Once the relational datasets were extracted and cleansed in Databricks’ environment, DSC needed to create aggregates that allowed them to get the time intervals that were important to them. “Comparing specific event types second by second is not fruitful,” Bevers writes. “At that level of granularity, the data is much too sparse to be good fodder for machine learning.”
After rolling up, or “pivoting,” the data sets, DSC then had the features most conducive for training the machine learning models. It used a sparse vector format to represent the pivoted data set using Spark’s resilient distributed data (RDD). “Representing member behavior as a sparse vector shrinks the size of the dataset in memory and also makes it easy to generate training sets for use with MLlib in the next stage of the pipeline,” Bevers writes.
The final step of the process involves data mining. The fact that DSC wanted to use thousands of variables in its model, as opposed to, say, a few dozen, presented a “particularly hard problem,” Bevers writes.
Instead of trying to brute-force a solution for each and every customer, DSC took random samples of its data, and then iterated on them several hundred times using a model based on the stochastic genetic algorithm. Over time, it was gradually able to find the best set of features that make up a high-performing model, without succumbing to problems that affect other approaches, including overfitting, Bevers writes.
DSC would generate different models for each product, and run the models separately. For each product, DSC provisioned a separate Spark cluster with eight nodes and a total of 32 CPUs. The cluster would run continuously for one to two days, generating one high-performing model for each given product in the end.

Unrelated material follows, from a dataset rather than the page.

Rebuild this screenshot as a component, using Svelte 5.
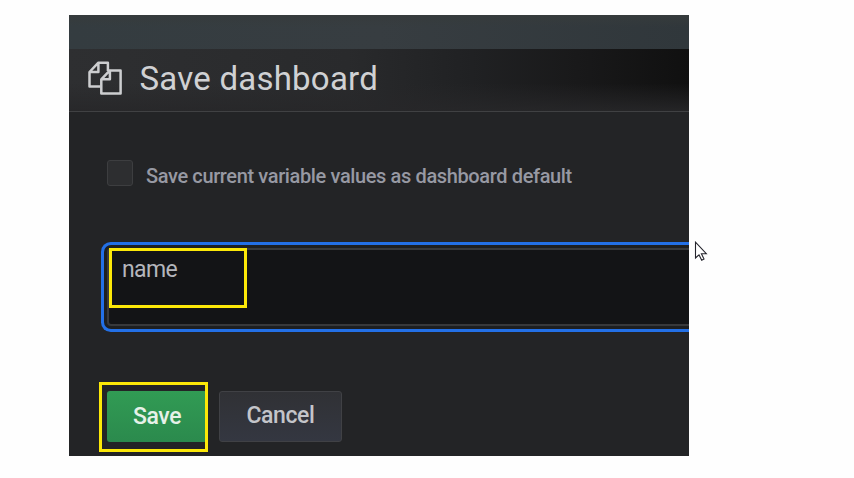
<script>
  let saveVariables = $state(false);
  let note = $state('name');
</script>

<main class="page">
  <section class="shot">
    <div class="backdrop"></div>
    <header class="header">
      <svg class="copy" width="36" height="36" viewBox="0 0 36 36" fill="none" stroke="#cdced0" stroke-width="2.5" stroke-linejoin="round">
        <path d="M13.5 26.6H2.5V12L11.4 2.7H20.9V11M2.5 12H11.4V2.7" />
        <path d="M22.9 10.4H33.6V33.5H14.3V19.3L22.9 10.4V19.3H14.3" />
      </svg>
      <h1><span>Save dashboard</span></h1>
    </header>
    <div class="body">
      <button class="option" role="checkbox" aria-checked={saveVariables} onclick={() => (saveVariables = !saveVariables)}>
        <span class="box"></span>
        <span class="label">Save current variable values as dashboard default</span>
      </button>
      <div class="field">
        <div class="input">
          <span class="value">{note}</span>
        </div>
        <div class="mark mark-name"></div>
      </div>
      <div class="actions">
        <button class="btn save">Save</button>
        <button class="btn cancel">Cancel</button>
        <div class="mark mark-save"></div>
      </div>
    </div>
  </section>
  <svg class="cursor" width="14" height="22" viewBox="0 0 14 22">
    <path d="M1.5 1.2V17L5 13.8L7.7 19.3L10 18.1L7.4 12.7H12.3Z" fill="#fff" stroke="#24242c" stroke-width="1.1" />
  </svg>
</main>

<style>
  :global(body) { margin: 0; background: #fefefe; }
  .page {
    position: relative;
    box-sizing: border-box;
    width: 854px;
    height: 478px;
    padding: 15px 0 0 69px;
    overflow: hidden;
    font-family: Roboto, "Liberation Sans", sans-serif;
  }
  .shot {
    width: 620px;
    height: 441px;
    overflow: hidden;
    background: #232426;
  }
  .backdrop {
    height: 34px;
    background: linear-gradient(#363b3c, transparent 35%), linear-gradient(90deg, #343c40, #373d41 50%, #30373b);
  }
  .header {
    box-sizing: border-box;
    height: 63px;
    padding-left: 18px;
    display: flex;
    align-items: flex-start;
    border-bottom: 1px solid #404143;
    background: linear-gradient(transparent 55%, rgba(39, 39, 41, .9)), linear-gradient(90deg, #2e2f31, #292a2c 45%, #202123 65%, #19191a 82%, #101010);
  }
  .copy { margin-top: 11px; flex: none; }
  h1 {
    margin: 10px 0 0 16.5px;
    font-size: 33px;
    line-height: 40px;
    font-weight: 400;
    letter-spacing: .23px;
    white-space: nowrap;
    color: #d0d1d3;
  }
  .body { padding: 48px 0 0 38px; }
  button { font-family: inherit; margin: 0; }
  .option {
    display: flex;
    align-items: flex-start;
    padding: 0;
    border: 0;
    background: none;
    height: 27px;
  }
  .box {
    box-sizing: border-box;
    width: 26px;
    height: 26px;
    border: 1.5px solid #3d3e40;
    border-radius: 3px;
    background: #2d2e30;
  }
  .label {
    margin: 4px 0 0 13px;
    font-size: 20px;
    line-height: 24px;
    font-weight: 500;
    letter-spacing: -.375px;
    white-space: nowrap;
    color: #9799a3;
  }
  .field { position: relative; margin: 61px 0 0; }
  .input {
    box-sizing: border-box;
    width: 620px;
    height: 78px;
    padding: 7px 13px;
    border: 2px solid #38393b;
    border-radius: 4px;
    background: #131416;
    box-shadow: 0 0 0 3px #1d1f21, 0 0 0 6px #2370e6;
  }
  .value {
    display: block;
    font-size: 23px;
    line-height: 26px;
    letter-spacing: -.6px;
    color: #b4b6bc;
  }
  .mark {
    position: absolute;
    box-sizing: border-box;
    border: 3px solid #fce808;
    pointer-events: none;
  }
  .mark-name { left: 2px; top: 0; width: 138px; height: 60px; }
  .mark-save { left: -8px; top: -9px; width: 109px; height: 70px; }
  .actions {
    position: relative;
    display: flex;
    gap: 12px;
    margin-top: 65px;
  }
  .btn {
    box-sizing: border-box;
    height: 51px;
    padding: 0;
    border: 0;
    border-radius: 3px;
    font-size: 23px;
    font-weight: 500;
    line-height: 28px;
    letter-spacing: -.4px;
  }
  .save {
    width: 100px;
    background: linear-gradient(#319b54, #2b8a4d);
    color: #e6f1e8;
  }
  .cancel {
    width: 123px;
    border: 1.5px solid #404145;
    padding-bottom: 2px;
    background: linear-gradient(#303135, #343741);
    color: #c4c5c9;
  }
  .cursor { position: absolute; left: 694px; top: 241px; }
</style>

“Training a model and calculating the evaluation statistic for each feature in that model is computationally expensive,” he writes. “But we had no trouble provisioning large Spark clusters to do the work for each of our products and then terminating them when the job was done.”
DSC has plans to expand its Spark service in the future, including Spark ETL jobs and stream processing applications. It also plans to leverage the integration that Databricks has built for Apache Airflow, a pipeline orchestration platform, which will allow the company to build more complex services.
It looks like Databricks plays heavily in DSC’s future data science plans. “Databricks…provides full-featured job management, REST APIs, and a notebook interface with real-time collaboration and interactive visualizations,” Bevers tells us. “It’s hard to find a set of alternatives bringing together all of that functionality with comparable usability.”